The gender factor is obvious from the onset of the novel. The upbringing of the girl is fraught with prohibitions reserved for females. Flashbacks take the narrator to the roughhousing of local boys and their games in which the display of private parts is no more than a joking matter. Her father is constantly reminding her not to play with marbles and not to ride bicycles as these are for boys. But the most striking gendered aspect of the novel is in portraying the trauma of the mother's breast cancer and mastectomy. A woman's disease par excellence, breast cancer treatment undermines the outward metonyms of femininity, the woman's bosom. The narrating daughter describes at length how her mother felt the lump in her breast and how she was operated on. The mother's feeling of body betrayal, of solitude and pain, are sympathetically explored. Having lost a breast through surgery and hair through chemotherapy, the mother feels the atrophy of her feminine self and of her identity as a woman who was always keen on keeping herself pretty and fashionable. The late Egyptian critic 'Ali El-Ra'i pointed out when discussing a novel by May Telmissani, Dunyazad -- which relates the still birth of a child -- that there is "feminist writing" in areas that only women experience, given their reproductive role. But this specificity goes beyond pregnancy, labour, birth, and nursing to touch on all problems -- physical and mental -- which are the lot of women and their everyday experience.

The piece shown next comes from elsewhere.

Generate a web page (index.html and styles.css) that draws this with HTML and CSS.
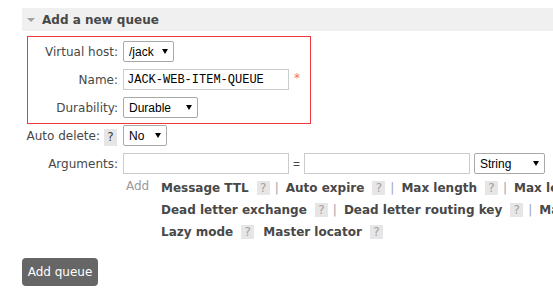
FILE: index.html
```html
<!DOCTYPE html>
<html>
<head>
<meta charset="utf-8">
<link rel="stylesheet" href="styles.css">
</head>
<body>
<div class="page">
  <div class="section-head"><span class="tri"></span><span class="section-title">Add a new queue</span></div>
  <div class="form">
    <div class="highlight">
      <div class="row">
        <div class="label">Virtual host:</div>
        <span class="sel w-vhost"><select><option>/jack</option></select></span>
      </div>
      <div class="row">
        <div class="label">Name:</div>
        <input class="text name" type="text" value="JACK-WEB-ITEM-QUEUE">
        <span class="req">*</span>
      </div>
      <div class="row">
        <div class="label">Durability:</div>
        <span class="sel w-dur"><select><option>Durable</option></select></span>
      </div>
    </div>
    <div class="row row-out first-out">
      <div class="label">Auto delete:<span class="help dark">?</span></div>
      <span class="sel w-no"><select><option>No</option></select></span>
    </div>
    <div class="row row-out">
      <div class="label">Arguments:</div>
      <input class="text arg" type="text">
      <span class="eq">=</span>
      <input class="text arg" type="text">
      <span class="sel w-str"><select><option>String</option></select></span>
    </div>
    <div class="arg-links">
      <span class="add">Add</span>
      <div class="links">
        <div class="line">
          <span class="lk">Message TTL</span><span class="help">?</span><span class="sep">|</span>
          <span class="lk">Auto expire</span><span class="help">?</span><span class="sep">|</span>
          <span class="lk">Max length</span><span class="help">?</span><span class="sep">|</span>
          <span class="lk">Max length bytes</span><span class="help">?</span><span class="sep">|</span>
          <span class="lk">Overflow behaviour</span><span class="help">?</span>
        </div>
        <div class="line">
          <span class="lk">Dead letter exchange</span><span class="help">?</span><span class="sep">|</span>
          <span class="lk">Dead letter routing key</span><span class="help">?</span><span class="sep">|</span>
          <span class="lk">Maximum priority</span><span class="help">?</span>
        </div>
        <div class="line">
          <span class="lk">Lazy mode</span><span class="help">?</span>
          <span class="lk">Master locator</span><span class="help">?</span>
        </div>
      </div>
    </div>
    <button class="btn" type="button">Add queue</button>
  </div>
</div>
</body>
</html>
```

FILE: styles.css
```css
html, body {
  margin: 0;
  padding: 0;
  overflow: hidden;
  background: #fff;
}
body {
  font-family: "DejaVu Sans", Verdana, sans-serif;
  font-size: 12px;
  color: #484848;
}
.page {
  padding: 8px 0 0 22px;
}
.section-head {
  height: 23px;
  background: #f0f0f0;
  display: flex;
  align-items: center;
}
.tri {
  width: 0;
  height: 0;
  border-top: 4px solid #a0a0a0;
  border-left: 4px solid transparent;
  border-right: 4px solid transparent;
  margin: 1px 7px 0 5px;
}
.section-title {
  font-weight: bold;
  font-size: 12px;
  color: #484848;
}
.highlight {
  margin: 5px 0 0 5px;
  width: 284px;
  box-sizing: border-box;
  border: 1px solid #ee3a3a;
  padding: 4px 0 5px 0;
}
.row {
  display: flex;
  align-items: center;
  height: 21px;
  margin-bottom: 7px;
}
.highlight .row:last-child {
  margin-bottom: 0;
}
.label {
  width: 90px;
  margin-right: 5px;
  text-align: right;
  white-space: nowrap;
  display: flex;
  justify-content: flex-end;
  align-items: center;
  flex-shrink: 0;
}
.row-out .label {
  width: 96px;
}
.first-out {
  margin-top: 1px;
}
.sel {
  position: relative;
  display: inline-block;
  height: 21px;
  flex-shrink: 0;
}
.sel select {
  appearance: none;
  -webkit-appearance: none;
  height: 21px;
  box-sizing: border-box;
  width: 100%;
  border: 1px solid #a9a9a9;
  border-radius: 2px;
  background: #fff;
  font-family: "Liberation Sans", Arial, sans-serif;
  font-size: 12px;
  color: #000;
  padding: 0 0 0 5px;
  margin: 0;
  outline: none;
}
.sel::after {
  content: "";
  position: absolute;
  right: 6px;
  top: 8px;
  width: 0;
  height: 0;
  border-top: 5px solid #000;
  border-left: 3px solid transparent;
  border-right: 3px solid transparent;
  pointer-events: none;
}
.w-vhost { width: 51px; }
.w-dur { width: 75px; }
.w-no { width: 44px; }
.w-str { width: 71px; }
.text {
  height: 21px;
  box-sizing: border-box;
  border: 1px solid #cccccc;
  margin: 0;
  padding: 0 3px;
  width: 166px;
  flex-shrink: 0;
  background: #fff;
  outline: none;
}
.name {
  font-family: "Liberation Mono", "Courier New", monospace;
  font-size: 12px;
  color: #000;
}
.req {
  color: #f07070;
  margin-left: 5px;
  align-self: flex-start;
  margin-top: 2px;
  font-size: 12px;
}
.eq {
  width: 15px;
  flex-shrink: 0;
  text-align: center;
  font-family: "Liberation Sans", Arial, sans-serif;
  color: #484848;
}
.arg + .sel {
  margin-left: 4px;
}
.help {
  display: inline-block;
  width: 13px;
  height: 14px;
  line-height: 14px;
  background: #e6e6e6;
  color: #a0a0a0;
  text-align: center;
  font-weight: normal;
  flex-shrink: 0;
}
.help.dark {
  color: #3a3a3a;
  height: 17px;
  line-height: 17px;
  margin-left: 4px;
  margin-right: 1px;
  margin-top: 4px;
}
.arg-links {
  display: flex;
  align-items: flex-start;
  margin: -4px 0 0 104px;
}
.add {
  color: #999;
  line-height: 16px;
  width: 35px;
  flex-shrink: 0;
  padding-top: 1px;
}
.links {
  flex-shrink: 0;
}
.line {
  display: flex;
  align-items: center;
  height: 22px;
  white-space: nowrap;
}
.lk {
  font-weight: bold;
  color: #484848;
  margin-right: 8px;
  flex-shrink: 0;
}
.line .help {
  margin-right: 5px;
}
.line .help + .lk {
  margin-left: 4px;
}
.sep {
  color: #9aa4b0;
  margin-right: 7px;
  flex-shrink: 0;
}
.btn {
  display: block;
  margin-top: 15px;
  width: 76px;
  height: 28px;
  background: #666;
  color: #fff;
  border: none;
  border-radius: 4px;
  font-family: "DejaVu Sans", Verdana, sans-serif;
  font-size: 12px;
  padding: 0;
}
```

In Khedairi's novel, set in war-torn Iraq with military communiqués so frequent as to warrant becoming leitmotifs, the devotion of the ballet instructor is exemplary. It signifies the need for art even in critical moments. One cannot help but contrast the discipline of the ballet and its mistress with that of the deadly war games men were playing at that time on the front in the Iran-Iraq confrontation. Likewise, when the Gulf War breaks out in 1991, the narrator cites the pilots' view of the devastation they heaped on Iraq, as has been widely circulating in the media: "Bombing Iraq was like lighting up a Christmas tree!... The first attack was like a game of football... I transformed the area into flaming balls." The novel is not concerned with the strictly political dimension of war, but with its effect on ordinary people. Khedairi opposes the celebration of war by Allied Forces and the official Iraqi denial of defeat in "the mother of all battles", with the grieving letters the narrator receives from Iraq as she takes care of her sick mother in a London hospital. Intimate friends' letters are embedded within her own letter addressed to a deceased father. Their concrete and personal touches challenge the abstraction of militarism.

This subtle and moving novel is first and foremost a plea for life and harmony in a world full of strife. If it puts feminist values above masculine ones, it is not pitting women against men but peace against aggression. Perhaps this is the right moment to read A Sky So Close, before the "steel birds" take over the skies.